_PROMPT_:
Copy the data below exactly, omitting any picture it contains.

——

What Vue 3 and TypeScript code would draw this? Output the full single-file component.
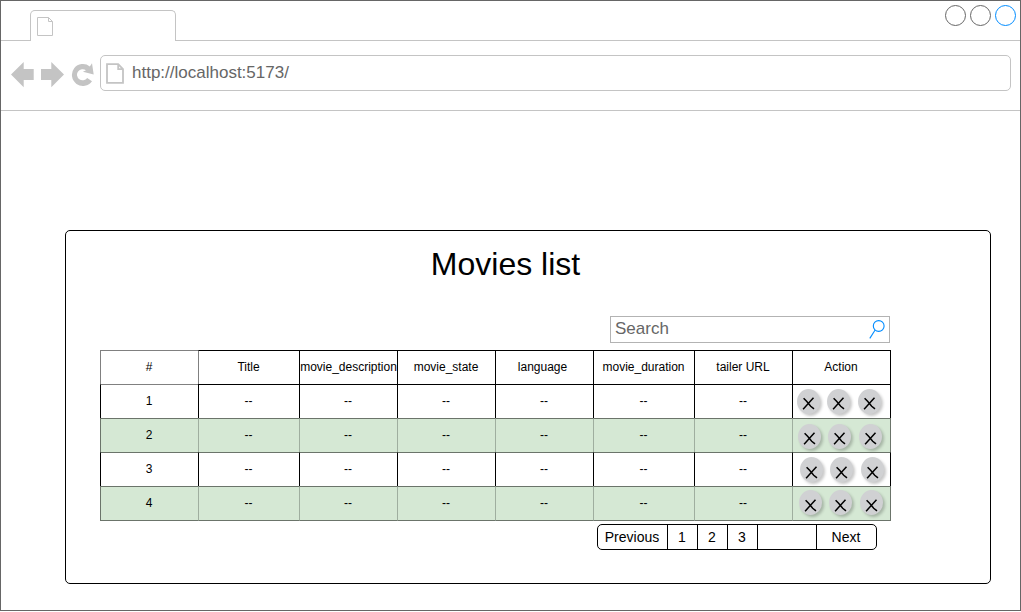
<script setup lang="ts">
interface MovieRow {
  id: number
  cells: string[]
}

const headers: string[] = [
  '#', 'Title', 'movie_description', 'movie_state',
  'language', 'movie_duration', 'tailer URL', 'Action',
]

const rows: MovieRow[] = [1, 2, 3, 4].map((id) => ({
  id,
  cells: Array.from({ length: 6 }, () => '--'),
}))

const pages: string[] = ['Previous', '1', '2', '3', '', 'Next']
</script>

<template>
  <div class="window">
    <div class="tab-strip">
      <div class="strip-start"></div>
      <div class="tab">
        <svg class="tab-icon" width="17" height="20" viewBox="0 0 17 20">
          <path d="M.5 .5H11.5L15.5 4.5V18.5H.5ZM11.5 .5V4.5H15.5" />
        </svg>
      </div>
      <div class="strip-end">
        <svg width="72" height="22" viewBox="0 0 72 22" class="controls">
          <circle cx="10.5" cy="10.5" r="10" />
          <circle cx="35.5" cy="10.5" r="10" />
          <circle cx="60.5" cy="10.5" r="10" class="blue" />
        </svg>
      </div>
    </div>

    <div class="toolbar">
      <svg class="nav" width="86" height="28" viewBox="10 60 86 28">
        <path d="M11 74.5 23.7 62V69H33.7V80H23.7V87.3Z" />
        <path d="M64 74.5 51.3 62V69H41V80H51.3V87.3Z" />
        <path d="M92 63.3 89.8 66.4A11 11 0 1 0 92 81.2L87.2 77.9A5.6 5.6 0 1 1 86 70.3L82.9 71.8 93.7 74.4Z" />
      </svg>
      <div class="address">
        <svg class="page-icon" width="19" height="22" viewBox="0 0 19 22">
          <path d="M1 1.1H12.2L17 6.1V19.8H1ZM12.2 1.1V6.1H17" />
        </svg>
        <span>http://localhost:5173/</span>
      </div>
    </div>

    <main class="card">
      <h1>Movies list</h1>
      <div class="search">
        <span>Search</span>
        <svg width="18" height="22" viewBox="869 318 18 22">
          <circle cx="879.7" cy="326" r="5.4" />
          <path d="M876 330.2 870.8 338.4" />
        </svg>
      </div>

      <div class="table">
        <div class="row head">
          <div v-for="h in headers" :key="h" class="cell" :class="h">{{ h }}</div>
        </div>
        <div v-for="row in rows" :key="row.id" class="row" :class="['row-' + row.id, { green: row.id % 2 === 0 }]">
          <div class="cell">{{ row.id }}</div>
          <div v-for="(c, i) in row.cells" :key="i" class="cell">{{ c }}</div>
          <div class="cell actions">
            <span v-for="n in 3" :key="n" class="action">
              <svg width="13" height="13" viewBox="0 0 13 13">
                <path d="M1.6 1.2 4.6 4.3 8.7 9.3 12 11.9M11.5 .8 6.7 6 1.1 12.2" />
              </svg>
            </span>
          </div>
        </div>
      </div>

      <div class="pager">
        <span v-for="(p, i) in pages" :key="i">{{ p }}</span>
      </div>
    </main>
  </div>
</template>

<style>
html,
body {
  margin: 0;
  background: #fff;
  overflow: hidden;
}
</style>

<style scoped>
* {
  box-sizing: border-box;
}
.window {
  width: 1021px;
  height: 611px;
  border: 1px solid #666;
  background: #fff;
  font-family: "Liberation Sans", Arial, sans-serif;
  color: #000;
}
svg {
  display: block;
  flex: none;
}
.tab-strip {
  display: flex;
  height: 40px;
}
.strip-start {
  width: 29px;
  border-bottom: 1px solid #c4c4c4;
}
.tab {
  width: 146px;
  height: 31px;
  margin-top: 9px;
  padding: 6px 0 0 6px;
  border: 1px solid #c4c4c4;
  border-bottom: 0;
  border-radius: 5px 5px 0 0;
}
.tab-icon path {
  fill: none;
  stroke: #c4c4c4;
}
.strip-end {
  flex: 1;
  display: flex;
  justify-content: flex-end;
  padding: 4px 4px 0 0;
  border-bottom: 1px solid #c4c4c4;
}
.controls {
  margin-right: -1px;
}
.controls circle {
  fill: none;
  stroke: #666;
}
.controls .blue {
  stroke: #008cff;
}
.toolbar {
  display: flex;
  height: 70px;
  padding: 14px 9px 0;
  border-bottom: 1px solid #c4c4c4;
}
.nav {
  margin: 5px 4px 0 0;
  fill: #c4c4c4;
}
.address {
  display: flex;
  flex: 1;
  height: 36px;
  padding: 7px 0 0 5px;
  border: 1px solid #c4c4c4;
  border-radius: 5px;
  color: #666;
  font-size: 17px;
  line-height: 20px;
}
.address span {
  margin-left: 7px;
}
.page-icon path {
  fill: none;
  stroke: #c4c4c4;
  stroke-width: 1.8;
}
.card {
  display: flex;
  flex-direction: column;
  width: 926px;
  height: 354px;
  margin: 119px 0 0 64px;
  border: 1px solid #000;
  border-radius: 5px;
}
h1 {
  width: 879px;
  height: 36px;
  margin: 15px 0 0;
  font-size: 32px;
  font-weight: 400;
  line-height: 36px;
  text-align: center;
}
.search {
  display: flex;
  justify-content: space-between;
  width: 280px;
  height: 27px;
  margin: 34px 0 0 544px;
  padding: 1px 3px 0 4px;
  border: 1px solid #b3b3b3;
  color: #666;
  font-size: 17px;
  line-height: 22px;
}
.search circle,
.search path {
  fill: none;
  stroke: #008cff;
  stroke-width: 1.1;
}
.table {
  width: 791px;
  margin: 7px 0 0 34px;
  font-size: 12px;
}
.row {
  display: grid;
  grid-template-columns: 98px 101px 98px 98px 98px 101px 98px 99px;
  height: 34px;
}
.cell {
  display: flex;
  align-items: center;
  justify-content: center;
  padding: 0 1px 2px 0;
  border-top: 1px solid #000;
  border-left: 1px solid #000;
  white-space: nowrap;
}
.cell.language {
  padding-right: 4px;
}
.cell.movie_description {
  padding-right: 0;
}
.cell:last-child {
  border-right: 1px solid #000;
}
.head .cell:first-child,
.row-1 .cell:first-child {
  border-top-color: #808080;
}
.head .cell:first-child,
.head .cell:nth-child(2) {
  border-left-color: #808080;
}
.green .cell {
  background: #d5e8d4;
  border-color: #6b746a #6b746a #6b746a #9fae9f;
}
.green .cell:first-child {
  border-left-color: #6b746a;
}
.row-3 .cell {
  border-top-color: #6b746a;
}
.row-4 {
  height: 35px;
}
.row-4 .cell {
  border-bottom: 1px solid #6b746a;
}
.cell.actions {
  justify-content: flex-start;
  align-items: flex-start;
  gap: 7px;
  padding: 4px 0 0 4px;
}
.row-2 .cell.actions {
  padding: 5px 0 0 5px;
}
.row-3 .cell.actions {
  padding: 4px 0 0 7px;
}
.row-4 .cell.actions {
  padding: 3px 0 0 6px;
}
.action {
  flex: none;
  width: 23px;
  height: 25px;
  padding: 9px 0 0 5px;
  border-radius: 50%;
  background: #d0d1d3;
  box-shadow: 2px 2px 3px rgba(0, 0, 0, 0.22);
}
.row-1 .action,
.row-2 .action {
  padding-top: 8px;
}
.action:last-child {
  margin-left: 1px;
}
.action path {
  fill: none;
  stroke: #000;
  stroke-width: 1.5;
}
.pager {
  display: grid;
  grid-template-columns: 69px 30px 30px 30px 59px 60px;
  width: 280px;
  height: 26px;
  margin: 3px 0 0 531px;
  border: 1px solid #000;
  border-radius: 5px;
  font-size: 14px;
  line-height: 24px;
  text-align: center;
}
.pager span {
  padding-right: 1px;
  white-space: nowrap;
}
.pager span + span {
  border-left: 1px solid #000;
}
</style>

——

_OUTPUT OF THE EXERCISE_:
What Vue 3 and TypeScript code would draw this? Output the full single-file component.
<script setup lang="ts">
interface MovieRow {
  id: number
  cells: string[]
}

const headers: string[] = [
  '#', 'Title', 'movie_description', 'movie_state',
  'language', 'movie_duration', 'tailer URL', 'Action',
]

const rows: MovieRow[] = [1, 2, 3, 4].map((id) => ({
  id,
  cells: Array.from({ length: 6 }, () => '--'),
}))

const pages: string[] = ['Previous', '1', '2', '3', '', 'Next']
</script>

<template>
  <div class="window">
    <div class="tab-strip">
      <div class="strip-start"></div>
      <div class="tab">
        <svg class="tab-icon" width="17" height="20" viewBox="0 0 17 20">
          <path d="M.5 .5H11.5L15.5 4.5V18.5H.5ZM11.5 .5V4.5H15.5" />
        </svg>
      </div>
      <div class="strip-end">
        <svg width="72" height="22" viewBox="0 0 72 22" class="controls">
          <circle cx="10.5" cy="10.5" r="10" />
          <circle cx="35.5" cy="10.5" r="10" />
          <circle cx="60.5" cy="10.5" r="10" class="blue" />
        </svg>
      </div>
    </div>

    <div class="toolbar">
      <svg class="nav" width="86" height="28" viewBox="10 60 86 28">
        <path d="M11 74.5 23.7 62V69H33.7V80H23.7V87.3Z" />
        <path d="M64 74.5 51.3 62V69H41V80H51.3V87.3Z" />
        <path d="M92 63.3 89.8 66.4A11 11 0 1 0 92 81.2L87.2 77.9A5.6 5.6 0 1 1 86 70.3L82.9 71.8 93.7 74.4Z" />
      </svg>
      <div class="address">
        <svg class="page-icon" width="19" height="22" viewBox="0 0 19 22">
          <path d="M1 1.1H12.2L17 6.1V19.8H1ZM12.2 1.1V6.1H17" />
        </svg>
        <span>http://localhost:5173/</span>
      </div>
    </div>

    <main class="card">
      <h1>Movies list</h1>
      <div class="search">
        <span>Search</span>
        <svg width="18" height="22" viewBox="869 318 18 22">
          <circle cx="879.7" cy="326" r="5.4" />
          <path d="M876 330.2 870.8 338.4" />
        </svg>
      </div>

      <div class="table">
        <div class="row head">
          <div v-for="h in headers" :key="h" class="cell" :class="h">{{ h }}</div>
        </div>
        <div v-for="row in rows" :key="row.id" class="row" :class="['row-' + row.id, { green: row.id % 2 === 0 }]">
          <div class="cell">{{ row.id }}</div>
          <div v-for="(c, i) in row.cells" :key="i" class="cell">{{ c }}</div>
          <div class="cell actions">
            <span v-for="n in 3" :key="n" class="action">
              <svg width="13" height="13" viewBox="0 0 13 13">
                <path d="M1.6 1.2 4.6 4.3 8.7 9.3 12 11.9M11.5 .8 6.7 6 1.1 12.2" />
              </svg>
            </span>
          </div>
        </div>
      </div>

      <div class="pager">
        <span v-for="(p, i) in pages" :key="i">{{ p }}</span>
      </div>
    </main>
  </div>
</template>

<style>
html,
body {
  margin: 0;
  background: #fff;
  overflow: hidden;
}
</style>

<style scoped>
* {
  box-sizing: border-box;
}
.window {
  width: 1021px;
  height: 611px;
  border: 1px solid #666;
  background: #fff;
  font-family: "Liberation Sans", Arial, sans-serif;
  color: #000;
}
svg {
  display: block;
  flex: none;
}
.tab-strip {
  display: flex;
  height: 40px;
}
.strip-start {
  width: 29px;
  border-bottom: 1px solid #c4c4c4;
}
.tab {
  width: 146px;
  height: 31px;
  margin-top: 9px;
  padding: 6px 0 0 6px;
  border: 1px solid #c4c4c4;
  border-bottom: 0;
  border-radius: 5px 5px 0 0;
}
.tab-icon path {
  fill: none;
  stroke: #c4c4c4;
}
.strip-end {
  flex: 1;
  display: flex;
  justify-content: flex-end;
  padding: 4px 4px 0 0;
  border-bottom: 1px solid #c4c4c4;
}
.controls {
  margin-right: -1px;
}
.controls circle {
  fill: none;
  stroke: #666;
}
.controls .blue {
  stroke: #008cff;
}
.toolbar {
  display: flex;
  height: 70px;
  padding: 14px 9px 0;
  border-bottom: 1px solid #c4c4c4;
}
.nav {
  margin: 5px 4px 0 0;
  fill: #c4c4c4;
}
.address {
  display: flex;
  flex: 1;
  height: 36px;
  padding: 7px 0 0 5px;
  border: 1px solid #c4c4c4;
  border-radius: 5px;
  color: #666;
  font-size: 17px;
  line-height: 20px;
}
.address span {
  margin-left: 7px;
}
.page-icon path {
  fill: none;
  stroke: #c4c4c4;
  stroke-width: 1.8;
}
.card {
  display: flex;
  flex-direction: column;
  width: 926px;
  height: 354px;
  margin: 119px 0 0 64px;
  border: 1px solid #000;
  border-radius: 5px;
}
h1 {
  width: 879px;
  height: 36px;
  margin: 15px 0 0;
  font-size: 32px;
  font-weight: 400;
  line-height: 36px;
  text-align: center;
}
.search {
  display: flex;
  justify-content: space-between;
  width: 280px;
  height: 27px;
  margin: 34px 0 0 544px;
  padding: 1px 3px 0 4px;
  border: 1px solid #b3b3b3;
  color: #666;
  font-size: 17px;
  line-height: 22px;
}
.search circle,
.search path {
  fill: none;
  stroke: #008cff;
  stroke-width: 1.1;
}
.table {
  width: 791px;
  margin: 7px 0 0 34px;
  font-size: 12px;
}
.row {
  display: grid;
  grid-template-columns: 98px 101px 98px 98px 98px 101px 98px 99px;
  height: 34px;
}
.cell {
  display: flex;
  align-items: center;
  justify-content: center;
  padding: 0 1px 2px 0;
  border-top: 1px solid #000;
  border-left: 1px solid #000;
  white-space: nowrap;
}
.cell.language {
  padding-right: 4px;
}
.cell.movie_description {
  padding-right: 0;
}
.cell:last-child {
  border-right: 1px solid #000;
}
.head .cell:first-child,
.row-1 .cell:first-child {
  border-top-color: #808080;
}
.head .cell:first-child,
.head .cell:nth-child(2) {
  border-left-color: #808080;
}
.green .cell {
  background: #d5e8d4;
  border-color: #6b746a #6b746a #6b746a #9fae9f;
}
.green .cell:first-child {
  border-left-color: #6b746a;
}
.row-3 .cell {
  border-top-color: #6b746a;
}
.row-4 {
  height: 35px;
}
.row-4 .cell {
  border-bottom: 1px solid #6b746a;
}
.cell.actions {
  justify-content: flex-start;
  align-items: flex-start;
  gap: 7px;
  padding: 4px 0 0 4px;
}
.row-2 .cell.actions {
  padding: 5px 0 0 5px;
}
.row-3 .cell.actions {
  padding: 4px 0 0 7px;
}
.row-4 .cell.actions {
  padding: 3px 0 0 6px;
}
.action {
  flex: none;
  width: 23px;
  height: 25px;
  padding: 9px 0 0 5px;
  border-radius: 50%;
  background: #d0d1d3;
  box-shadow: 2px 2px 3px rgba(0, 0, 0, 0.22);
}
.row-1 .action,
.row-2 .action {
  padding-top: 8px;
}
.action:last-child {
  margin-left: 1px;
}
.action path {
  fill: none;
  stroke: #000;
  stroke-width: 1.5;
}
.pager {
  display: grid;
  grid-template-columns: 69px 30px 30px 30px 59px 60px;
  width: 280px;
  height: 26px;
  margin: 3px 0 0 531px;
  border: 1px solid #000;
  border-radius: 5px;
  font-size: 14px;
  line-height: 24px;
  text-align: center;
}
.pager span {
  padding-right: 1px;
  white-space: nowrap;
}
.pager span + span {
  border-left: 1px solid #000;
}
</style>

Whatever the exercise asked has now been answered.